> _Exercise_:
Extract each line of the material that follows exactly and omit its pictures.

> _Given data_:
━━━━
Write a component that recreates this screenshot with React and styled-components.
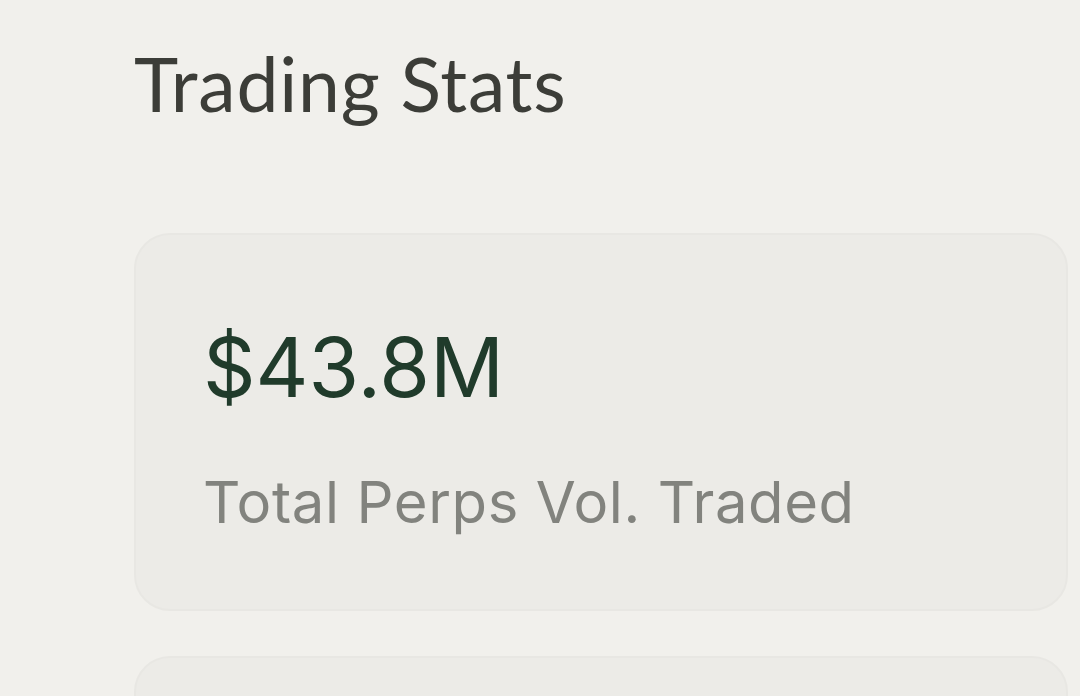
import styled, { createGlobalStyle } from 'styled-components';

const GlobalStyle = createGlobalStyle`
  html, body {
    margin: 0;
    padding: 0;
    background: #f1f0ec;
  }
  body {
    font-family: 'Inter', 'Liberation Sans', sans-serif;
    overflow: hidden;
  }
`;

const Page = styled.div`
  height: 696px;
  padding: 37px 12px 0 134px;
  box-sizing: border-box;
`;

const Title = styled.h1`
  margin: 0;
  font-family: 'Lato', sans-serif;
  font-size: 75px;
  font-weight: 400;
  line-height: 92px;
  letter-spacing: 0.8px;
  color: #3c3d38;
`;

const CardList = styled.div`
  display: flex;
  flex-direction: column;
  gap: 45px;
  margin-top: 104px;
`;

const Card = styled.div`
  background: #ecebe7;
  border: 2px solid #e8e7e3;
  border-radius: 36px;
  height: 378px;
  box-sizing: border-box;
  padding: 88px 0 0 67px;
`;

const Value = styled.div`
  font-size: 82px;
  line-height: 90px;
  letter-spacing: 0;
  color: #203b2b;
`;

const Label = styled.div`
  margin-top: 54px;
  font-size: 58px;
  line-height: 70px;
  letter-spacing: 0.6px;
  color: #82837e;
`;

const stats = [
  { value: '$43.8M', label: 'Total Perps Vol. Traded' },
];

export default function App() {
  return (
    <>
      <GlobalStyle />
      <Page>
        <Title>Trading Stats</Title>
        <CardList>
          {stats.map(s => (
            <Card key={s.label}>
              <Value>{s.value}</Value>
              <Label>{s.label}</Label>
            </Card>
          ))}
          <Card />
        </CardList>
      </Page>
    </>
  );
}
━━━━
> _Correct response_:
Write a component that recreates this screenshot with React and styled-components.
import styled, { createGlobalStyle } from 'styled-components';

const GlobalStyle = createGlobalStyle`
  html, body {
    margin: 0;
    padding: 0;
    background: #f1f0ec;
  }
  body {
    font-family: 'Inter', 'Liberation Sans', sans-serif;
    overflow: hidden;
  }
`;

const Page = styled.div`
  height: 696px;
  padding: 37px 12px 0 134px;
  box-sizing: border-box;
`;

const Title = styled.h1`
  margin: 0;
  font-family: 'Lato', sans-serif;
  font-size: 75px;
  font-weight: 400;
  line-height: 92px;
  letter-spacing: 0.8px;
  color: #3c3d38;
`;

const CardList = styled.div`
  display: flex;
  flex-direction: column;
  gap: 45px;
  margin-top: 104px;
`;

const Card = styled.div`
  background: #ecebe7;
  border: 2px solid #e8e7e3;
  border-radius: 36px;
  height: 378px;
  box-sizing: border-box;
  padding: 88px 0 0 67px;
`;

const Value = styled.div`
  font-size: 82px;
  line-height: 90px;
  letter-spacing: 0;
  color: #203b2b;
`;

const Label = styled.div`
  margin-top: 54px;
  font-size: 58px;
  line-height: 70px;
  letter-spacing: 0.6px;
  color: #82837e;
`;

const stats = [
  { value: '$43.8M', label: 'Total Perps Vol. Traded' },
];

export default function App() {
  return (
    <>
      <GlobalStyle />
      <Page>
        <Title>Trading Stats</Title>
        <CardList>
          {stats.map(s => (
            <Card key={s.label}>
              <Value>{s.value}</Value>
              <Label>{s.label}</Label>
            </Card>
          ))}
          <Card />
        </CardList>
      </Page>
    </>
  );
}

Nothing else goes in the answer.